Ever find yourself tasked with a project so confounding that your best option moving forward seems to be procastination? No? Well, why don’t you take a pause for the cause to think about what I just said and get back to me later.

Last spring, my family’s business was exploring the idea of creating a more legitimate and substantial web presence. Good idea, right? Sure, great idea, only we were trying to imagine something more impactful in scope and content than your typical Facebook, Twitter, and Foursquare.

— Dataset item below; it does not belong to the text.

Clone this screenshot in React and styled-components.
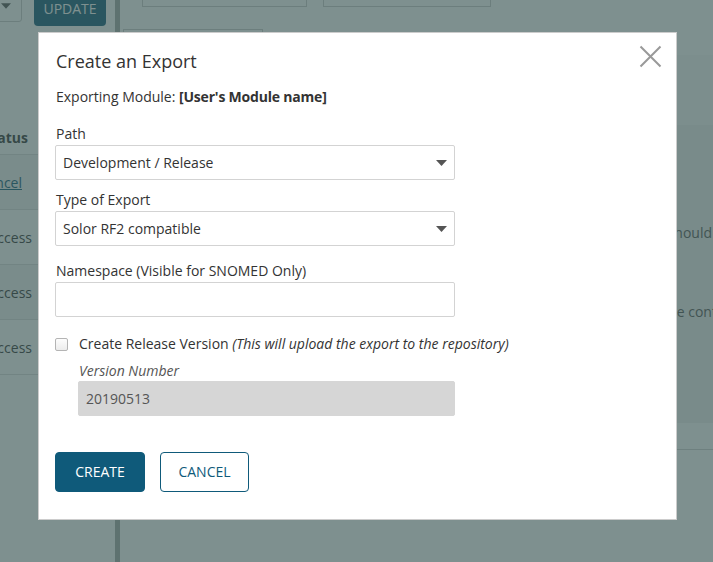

We wanted to simultaneously attract and engage our customer base, a group whose cyber skills ranged from “up to the minute tech and social media savvy” to “challenged by the prospect of accessing e-mail”.

Our business has distributed floor covering to retail stores and other members of the flooring trade all over New England (L. Bornstein & Company in Somerville, MA) for over 50 years,

and after much discussion and contemplation, I settled on the idea of writing an informal column as a promising means of dipping our proverbial toe in the water. This particular format was already established and well received in our industry’s trade publications, and the idea of taking that online via blogging was an intriguing challenge. Still, writing on a regular basis about the state of affairs in the flooring industry on behalf of our customer base was a daunting task.  How could I do that in a fresh and familiar way that would appeal to our varied audience? The answer to that question at that time as far as I was concerned was that I couldn’t, so I approached the problem from a different angle – I put it off.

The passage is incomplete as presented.